Flavin’s exploration of the legacy of the eugenics movement is also pertinent and impassioned. For example, she shows how activists successfully brought an end to “no-procreation orders” and forced sterilisation programmes that targeted mainly black women right into the 1970s—after the Roe v Wade decision had officially granted women the right to determine what happens to their own bodies and lives. By this time between 60,000 and 100,000 women had been forcibly sterilised nationwide. Flavin argues that racist, anti working class eugenicist arguments still play a part in the minds of lawmakers, who generally define the feminine ideal as upper or middle class, married, white, desirous of having children, and possessing “restraint” (ie not getting pregnant more than two or three times). This becomes the basis for institutionalised discrimination against women who do not fit this model, including working class women who simply want regular and affordable access to contraception or smear tests.
This book serves as an invaluable introduction to all of these issues, and points to what needs to be changed. However, Flavin falls into the liberal trap of framing “rights” within a framework of “property” and “privacy”. For example, she appears to be limited to the Roe v Wade approach of seeing the right to an abortion as being essentially about the individual’s freedom to privacy and the freedom from state interference—an approach that defines our bodies as private property and our family lives as belonging to a private sphere.
This becomes a problem when Flavin starts to discuss the rights of working class women to keep their children. She seems to see the issue as a woman’s right to her private life at home (free from intervention) and a right to the things that biologically belong to her. But this appears to define children as property, and in particular as the private property of their mothers.
This view could be used to support the idea that women should not be helped by the state to keep their children through publicly funded services, because the state should not be poking its nose into the private sphere. Such an approach leads to an excessively individualist attitude to child rearing that can actually allow child abuse and domestic violence in general to thrive—because it sees the family as a sacred “private sphere”.
Despite this flaw, Flavin has produced an incredibly useful book for activists. It brings together information that we need to be aware of, at least in part because if women in the US can be treated in this way, so could we. Many right wing tactics used in the US have been used by the anti_choice lobby in the UK. For example, the relatively new tactic of focusing on abortion time limits rather than getting rid of abortion completely, has won the anti_choice lobby a new hearing in the UK.

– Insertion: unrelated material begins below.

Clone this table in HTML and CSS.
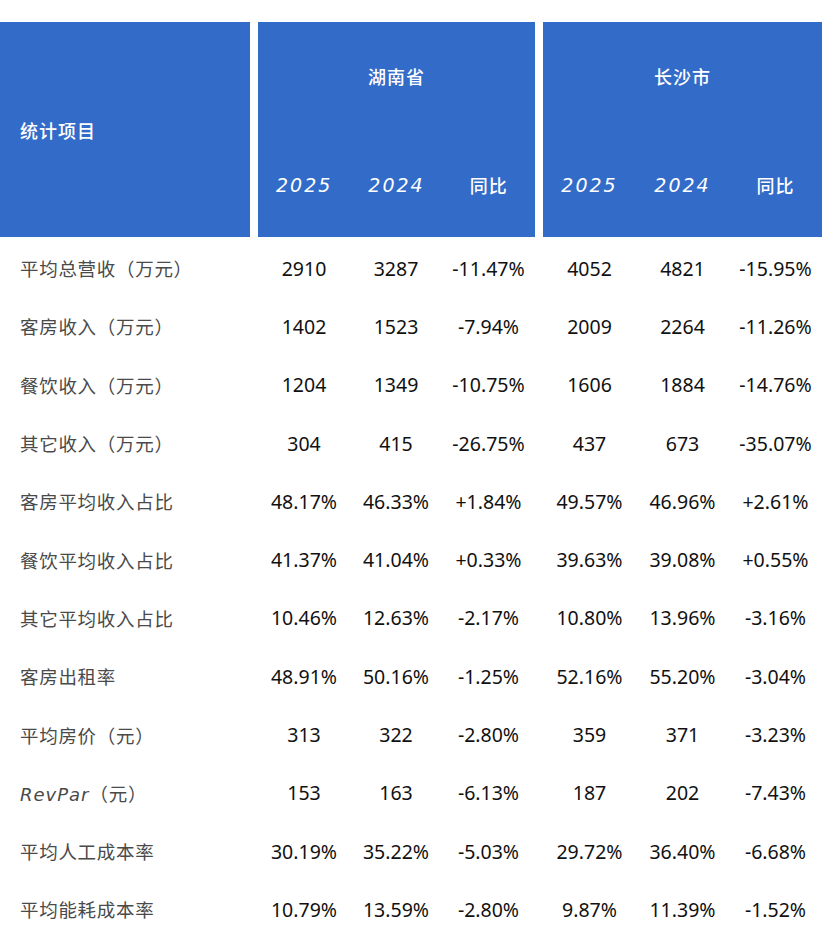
FILE: index.html
```html
<!DOCTYPE html>
<html lang="zh-CN">
<head>
<meta charset="utf-8">
<link rel="stylesheet" href="styles.css">
</head>
<body>
<div class="page">
  <div class="head">
    <div class="hblock hfirst"><span class="hlabel">统计项目</span></div>
    <div class="hblock hgroup g1">
      <div class="htitle">湖南省</div>
      <div class="hyears"><span class="yr">2025</span><span class="yr">2024</span><span class="yoy">同比</span></div>
    </div>
    <div class="hblock hgroup g2">
      <div class="htitle">长沙市</div>
      <div class="hyears"><span class="yr">2025</span><span class="yr">2024</span><span class="yoy">同比</span></div>
    </div>
  </div>
  <div class="rows">
    <div class="row"><span class="lab">平均总营收（万元）</span><span>2910</span><span>3287</span><span>-11.47%</span><span class="sp"></span><span>4052</span><span>4821</span><span>-15.95%</span></div>
    <div class="row"><span class="lab">客房收入（万元）</span><span>1402</span><span>1523</span><span>-7.94%</span><span class="sp"></span><span>2009</span><span>2264</span><span>-11.26%</span></div>
    <div class="row"><span class="lab">餐饮收入（万元）</span><span>1204</span><span>1349</span><span>-10.75%</span><span class="sp"></span><span>1606</span><span>1884</span><span>-14.76%</span></div>
    <div class="row"><span class="lab">其它收入（万元）</span><span>304</span><span>415</span><span>-26.75%</span><span class="sp"></span><span>437</span><span>673</span><span>-35.07%</span></div>
    <div class="row"><span class="lab">客房平均收入占比</span><span>48.17%</span><span>46.33%</span><span>+1.84%</span><span class="sp"></span><span>49.57%</span><span>46.96%</span><span>+2.61%</span></div>
    <div class="row"><span class="lab">餐饮平均收入占比</span><span>41.37%</span><span>41.04%</span><span>+0.33%</span><span class="sp"></span><span>39.63%</span><span>39.08%</span><span>+0.55%</span></div>
    <div class="row"><span class="lab">其它平均收入占比</span><span>10.46%</span><span>12.63%</span><span>-2.17%</span><span class="sp"></span><span>10.80%</span><span>13.96%</span><span>-3.16%</span></div>
    <div class="row"><span class="lab">客房出租率</span><span>48.91%</span><span>50.16%</span><span>-1.25%</span><span class="sp"></span><span>52.16%</span><span>55.20%</span><span>-3.04%</span></div>
    <div class="row"><span class="lab">平均房价（元）</span><span>313</span><span>322</span><span>-2.80%</span><span class="sp"></span><span>359</span><span>371</span><span>-3.23%</span></div>
    <div class="row"><span class="lab"><i class="rp">RevPar</i>（元）</span><span>153</span><span>163</span><span>-6.13%</span><span class="sp"></span><span>187</span><span>202</span><span>-7.43%</span></div>
    <div class="row"><span class="lab">平均人工成本率</span><span>30.19%</span><span>35.22%</span><span>-5.03%</span><span class="sp"></span><span>29.72%</span><span>36.40%</span><span>-6.68%</span></div>
    <div class="row"><span class="lab">平均能耗成本率</span><span>10.79%</span><span>13.59%</span><span>-2.80%</span><span class="sp"></span><span>9.87%</span><span>11.39%</span><span>-1.52%</span></div>
  </div>
</div>
</body>
</html>
```
FILE: styles.css
```css
html, body {
  margin: 0;
  padding: 0;
  background: #ffffff;
}
.page {
  width: 825px;
  height: 936px;
  overflow: hidden;
  padding-top: 22px;
  box-sizing: border-box;
  font-family: "Noto Sans", "Noto Sans CJK SC", sans-serif;
}
.head {
  display: flex;
  gap: 8px;
  height: 215px;
}
.hblock {
  background: #336bc8;
  color: #ffffff;
}
.hfirst {
  width: 250px;
  display: flex;
  align-items: center;
  padding-left: 20px;
  box-sizing: border-box;
}
.hlabel, .htitle, .yoy {
  font-family: "Noto Sans CJK SC", sans-serif;
  font-weight: 500;
  font-size: 18px;
  letter-spacing: 1px;
}
.hgroup {
  display: flex;
  flex-direction: column;
}
.g1 { width: 277px; }
.g2 { width: 279px; }
.htitle {
  height: 108px;
  display: flex;
  align-items: center;
  justify-content: center;
}
.hyears {
  flex: 1;
  display: grid;
  grid-template-columns: 1fr 1fr 1fr;
  align-items: center;
  padding-top: 2px;
}
.hyears span {
  text-align: center;
}
.yr {
  font-family: "DejaVu Sans", sans-serif;
  font-style: italic;
  font-size: 19px;
  letter-spacing: 2px;
}
.rows {
  margin-top: 2px;
}
.row {
  display: grid;
  grid-template-columns: 258px 92px 92px 93px 8px 93px 93px 93px;
  height: 58.3px;
  align-items: center;
  font-size: 19.5px;
  color: #111111;
}
.row span {
  text-align: center;
}
.row .lab {
  text-align: left;
  padding-left: 20px;
  color: #4a4a4a;
  font-family: "Noto Sans CJK SC", sans-serif;
  font-size: 18.5px;
  letter-spacing: 0.7px;
}
.rp {
  font-family: "DejaVu Sans", sans-serif;
  font-style: italic;
  font-size: 18px;
  letter-spacing: 1px;
}
```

Flavin is also right to see beyond abortion, to stress that it should not be seen as the only reproductive right. Unless the agenda is broadened, it can lead to the neglect of other issues that are incredibly class based, such as access to good, free sexual health services from the NHS or adequate state support for disabled women who want to keep their children. It is also refreshing to read a book that sees all of these issues as related, not separate, and that sees these problems as ones that can be dealt with through a political movement that asks questions and demands a better deal for all women.